The number of moles of ${\text{NH}}_3$ is found as $\text{1}\text{.762}\text{mol}$.

Therefore,

The number of moles of ${\text{Cl}}_2$ formed is,

$\frac{\text{1}}{\text{2}}\text{×}\text{1}\text{.762}\text{mol}\text{=}\text{0}\text{.881}\text{mol}$

Equation for Number of grams of a substance from its number of moles is,

$\text{Number of moles}\text{×}\text{Molecular}\text{mass in grams}\text{=}\text{Number}\text{of}\text{grams}$

Therefore,

The mass of ${\text{Cl}}_2$ formed in the given reaction is,

$\text{0}\text{.881}\text{×}\text{70}\text{.9g}\text{=}\text{62}\text{.5g}$

The balanced equation of the reaction is found as,

${\text{2ClF}}_3+2{\text{NH}}_3\to {\text{N}}_2+{\text{Cl}}_2+\text{6HF}$

The mole ratio between reactant ${\text{NH}}_3$ and product $\text{HF}$ is $\text{1:3}$.

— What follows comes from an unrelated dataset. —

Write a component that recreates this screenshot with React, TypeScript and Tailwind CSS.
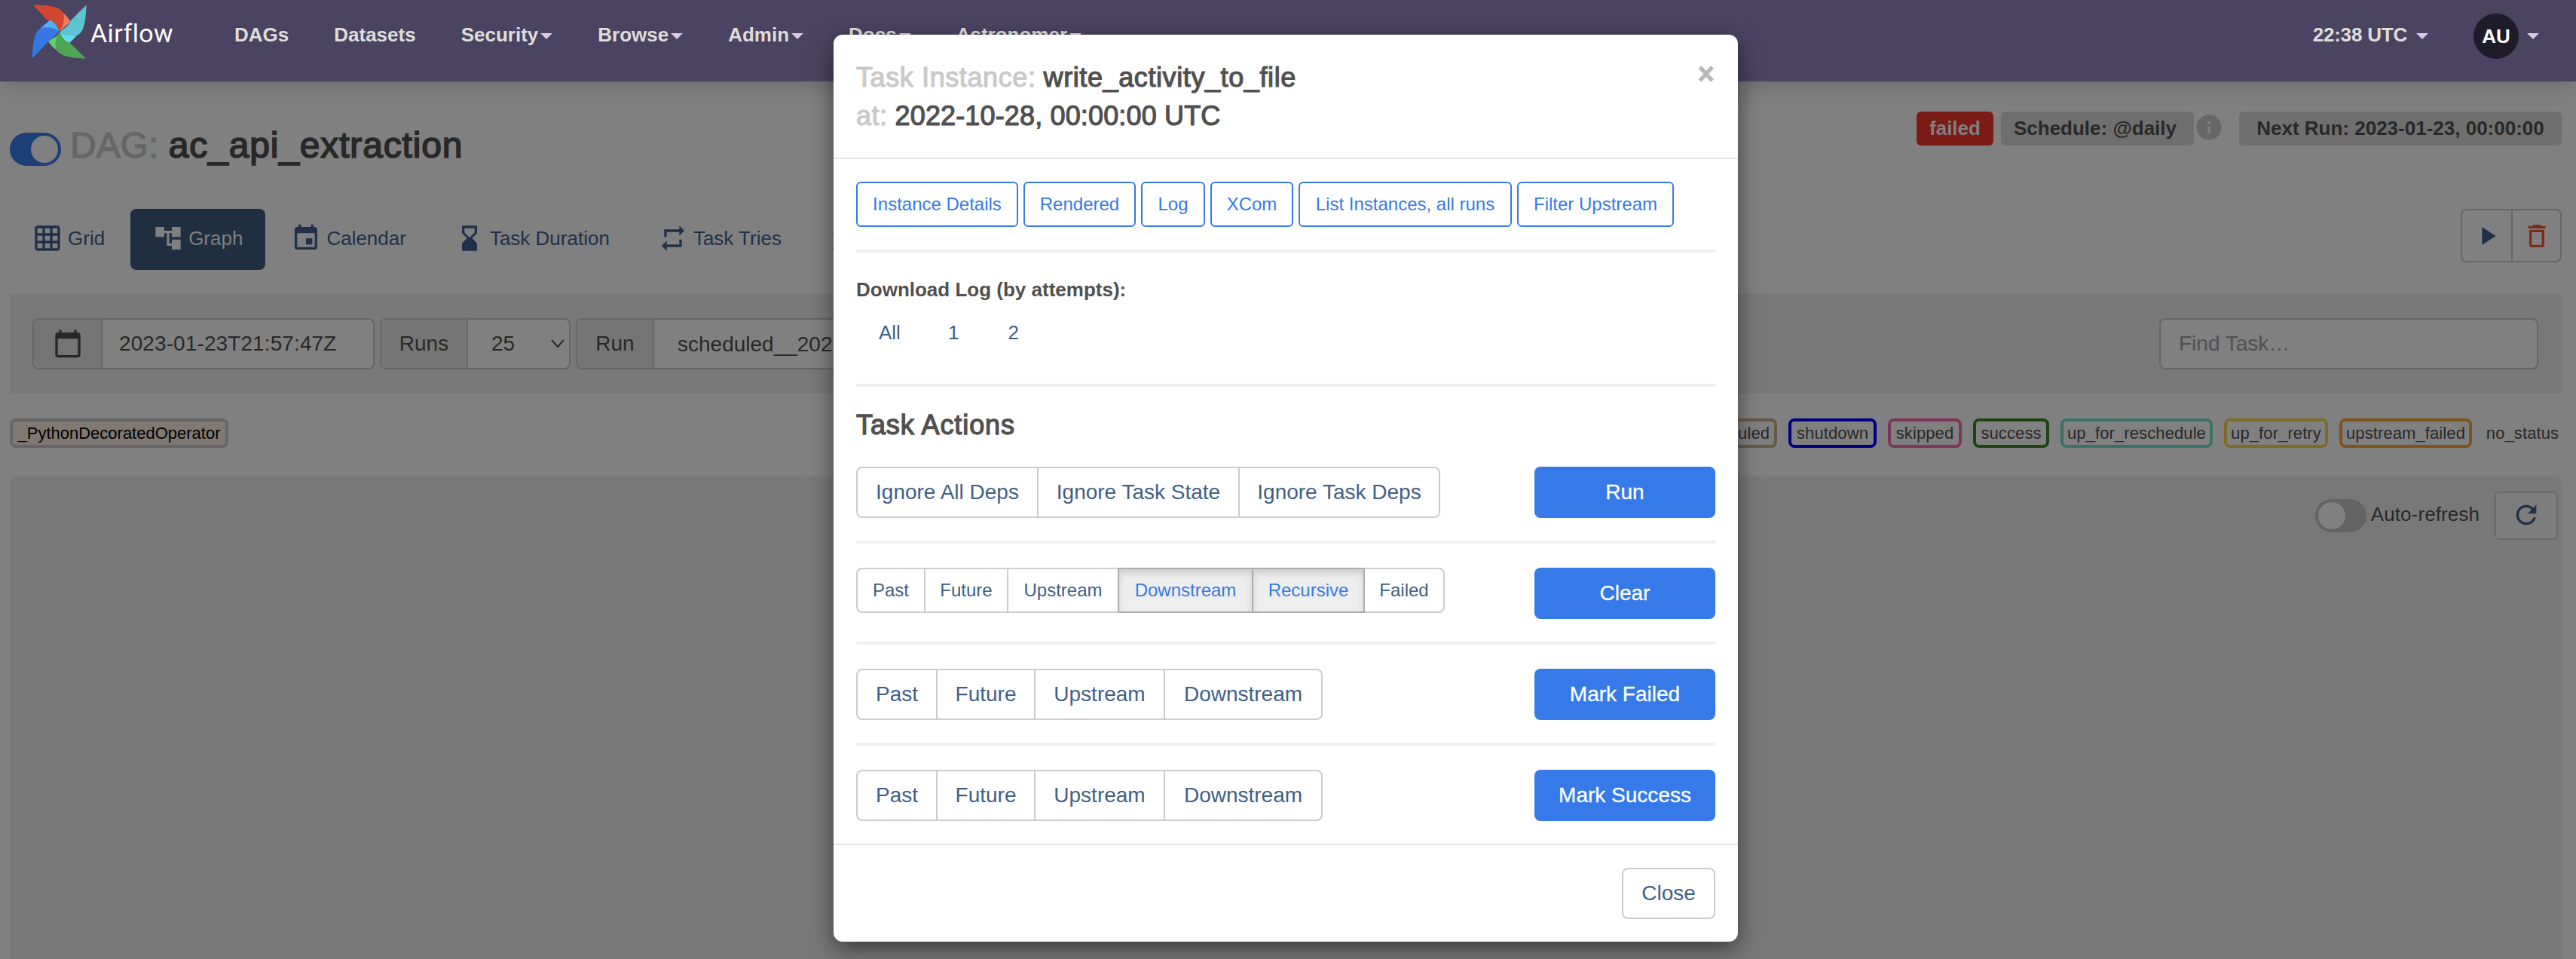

The number of moles of ${\text{NH}}_3$ is found as $\text{1}\text{.762}\text{mol}$.

Therefore,

The number of moles of $\text{HF}$ formed is,

$\text{3}\text{×}\text{1}\text{.762}\text{mol}\text{=}\text{5}\text{.286}\text{mol}$

Equation for Number of grams of a substance from its number of moles is,

$\text{Number of moles}\text{×}\text{Molecular}\text{mass in grams}\text{=}\text{Number}\text{of}\text{grams}$

Therefore,

The mass of $\text{HF}$ formed in the given reaction is,

$\text{5}\text{.286}\text{×}2\text{0}\text{.01g}\text{=}10\text{6g}$

Conclusion

Conclusion

The masses of products formed from 30g of ${\text{NH}}_3$ and 175g of ${\text{ClF}}_{\text{3}}$ in the given reaction are determined according to the data’s given.